La cefalea en racimos es una de las cefaleas más terribles que existen. No en vano, algunos la conocen como “la cefalea del suicidio”, denominación que, de forma sumamente certera, transmite lo que puede llegar a representar para los pacientes que la padecen. Por fortuna, es una dolencia infrecuente, que afecta aproximadamente a una persona entre cada 1.000-1.500 habitantes, a gran distancia epidemiológica de la migraña, que como seguramente saben tiene una incidencia del 13 por ciento en nuestro medio.

En la clasificación de la International Headache Society (IHS) la cefalea en racimos se encuentra encuadrada, al igual que la migraña o la cefalea tipo tensión, en el epígrafe de las “cefaleas primarias”, esto es, aquellas que no son debidas a la presencia de una lesión intracraneal, sino que son, en sí mismas, la enfermedad del paciente.

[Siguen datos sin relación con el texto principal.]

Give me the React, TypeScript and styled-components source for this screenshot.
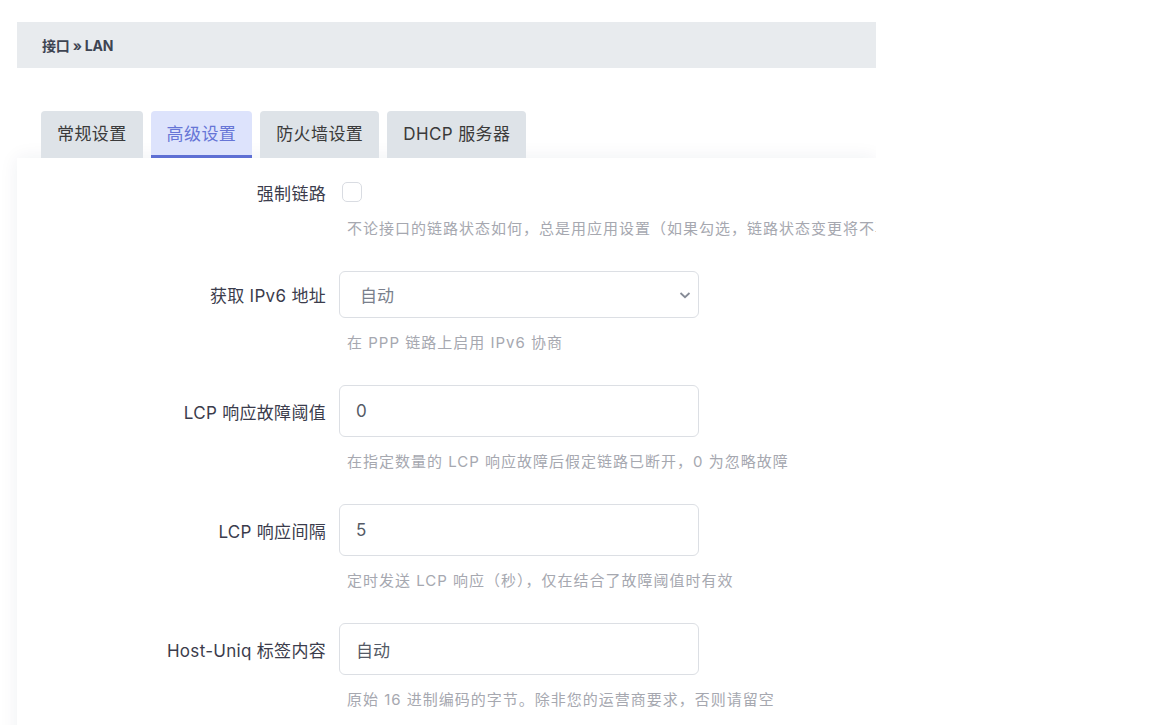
import React from 'react';
import styled, { createGlobalStyle } from 'styled-components';

const GlobalStyle = createGlobalStyle`
  html, body {
    margin: 0;
    padding: 0;
    background: #fff;
  }
  body {
    font-family: Inter, "Noto Sans CJK SC", "Noto Sans", sans-serif;
    color: #3a3b4a;
  }
`;

const Page = styled.div`
  width: 876px;
  height: 725px;
  overflow: hidden;
  padding: 22px 0 0 17px;
  box-sizing: border-box;
`;

const Breadcrumb = styled.div`
  height: 46px;
  background: #e8ebee;
  display: flex;
  align-items: center;
  padding-left: 25px;
  font-size: 14px;
  font-weight: 700;
  color: #3e4452;
  letter-spacing: -0.2px;
`;

const Tabs = styled.div`
  display: flex;
  gap: 8px;
  margin-top: 43px;
  padding-left: 24px;
  position: relative;
  z-index: 1;
`;

const Tab = styled.div<{ $active?: boolean }>`
  height: 47px;
  box-sizing: border-box;
  padding: 0 16px 1px;
  display: flex;
  align-items: center;
  font-size: 17px;
  letter-spacing: 0.4px;
  border-radius: 4px 4px 0 0;
  background: ${({ $active }) => ($active ? '#dde3fc' : '#dee3e8')};
  color: ${({ $active }) => ($active ? '#6675d6' : '#3a3a3a')};
  border-bottom: 3px solid ${({ $active }) => ($active ? '#5e6fd4' : 'transparent')};
`;

const Panel = styled.div`
  background: #fff;
  height: 600px;
  box-shadow: 0 0 18px rgba(30, 40, 80, 0.07);
  padding-top: 22px;
  display: flex;
  flex-direction: column;
`;

const Row = styled.div`
  display: grid;
  grid-template-columns: 309px 1fr;
  column-gap: 13px;
  margin-bottom: 32px;
`;

const Label = styled.div<{ $h: number }>`
  height: ${({ $h }) => $h}px;
  display: flex;
  align-items: center;
  justify-content: flex-end;
  font-size: 17px;
  letter-spacing: 0.3px;
  color: #3b3c4c;
  white-space: nowrap;
`;

const Control = styled.div`
  display: flex;
  flex-direction: column;
  align-items: flex-start;
  min-width: 0;
`;

const CheckWrap = styled.div`
  height: 24px;
  display: flex;
  align-items: center;
  padding-left: 3px;
`;

const Checkbox = styled.span`
  width: 18px;
  height: 18px;
  border: 1px solid #d9dce2;
  border-radius: 5px;
  background: #fff;
`;

const Field = styled.div<{ $h: number }>`
  width: 360px;
  height: ${({ $h }) => $h}px;
  box-sizing: border-box;
  border: 1px solid #dcdfe4;
  border-radius: 6px;
  display: flex;
  align-items: center;
  justify-content: space-between;
  padding: 0 6px 0 16px;
  font-size: 17px;
  color: #555a66;
  background: #fff;
`;

const SelectText = styled.span`
  color: #7a7f8c;
  padding-left: 4px;
`;

const Chevron = styled.svg`
  width: 14px;
  height: 14px;
`;

const Desc = styled.div`
  margin-top: 15px;
  padding-left: 8px;
  font-size: 15px;
  letter-spacing: 1px;
  line-height: 20px;
  color: #a6a8b0;
  white-space: nowrap;
`;

type Item = {
  label: string;
  kind: 'check' | 'select' | 'input';
  value?: string;
  desc: string;
};

const items: Item[] = [
  {
    label: '强制链路',
    kind: 'check',
    desc: '不论接口的链路状态如何，总是用应用设置（如果勾选，链路状态变更将不再触发热插拔事件）',
  },
  { label: '获取 IPv6 地址', kind: 'select', value: '自动', desc: '在 PPP 链路上启用 IPv6 协商' },
  {
    label: 'LCP 响应故障阈值',
    kind: 'input',
    value: '0',
    desc: '在指定数量的 LCP 响应故障后假定链路已断开，0 为忽略故障',
  },
  {
    label: 'LCP 响应间隔',
    kind: 'input',
    value: '5',
    desc: '定时发送 LCP 响应（秒），仅在结合了故障阈值时有效',
  },
  {
    label: 'Host-Uniq 标签内容',
    kind: 'input',
    value: '自动',
    desc: '原始 16 进制编码的字节。除非您的运营商要求，否则请留空',
  },
];

const heights = { check: 24, select: 47, input: 52 };

const FormRow = ({ item }: { item: Item }) => {
  const h = heights[item.kind];
  return (
    <Row>
      <Label $h={h}>{item.label}</Label>
      <Control>
        {item.kind === 'check' && (
          <CheckWrap>
            <Checkbox />
          </CheckWrap>
        )}
        {item.kind === 'select' && (
          <Field $h={h}>
            <SelectText>{item.value}</SelectText>
            <Chevron viewBox="0 0 14 14">
              <path d="M2.5 5 L7 9.2 L11.5 5" fill="none" stroke="#868b96" strokeWidth="1.8" />
            </Chevron>
          </Field>
        )}
        {item.kind === 'input' && <Field $h={h}>{item.value}</Field>}
        <Desc>{item.desc}</Desc>
      </Control>
    </Row>
  );
};

export default function App() {
  return (
    <>
      <GlobalStyle />
      <Page>
        <Breadcrumb>接口 » LAN</Breadcrumb>
        <Tabs>
          <Tab>常规设置</Tab>
          <Tab $active>高级设置</Tab>
          <Tab>防火墙设置</Tab>
          <Tab>DHCP 服务器</Tab>
        </Tabs>
        <Panel>
          {items.map((it) => (
            <FormRow key={it.label} item={it} />
          ))}
        </Panel>
      </Page>
    </>
  );
}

Sus peculiaridades clínicas hacen de ellas el paradigma de las “cefaleas trigémino-autonómicas”, entidades nosológicas que comparten la coexistencia de dolor, la cefalea propiamente dicha, con una serie de síntomas/signos indicativos de una disfunción del sistema nervioso autónomo restringidos todos ellos al territorio dependiente de la primera rama del trigémino, esto es, el ojo, la región frontal y la sien del mismo lado.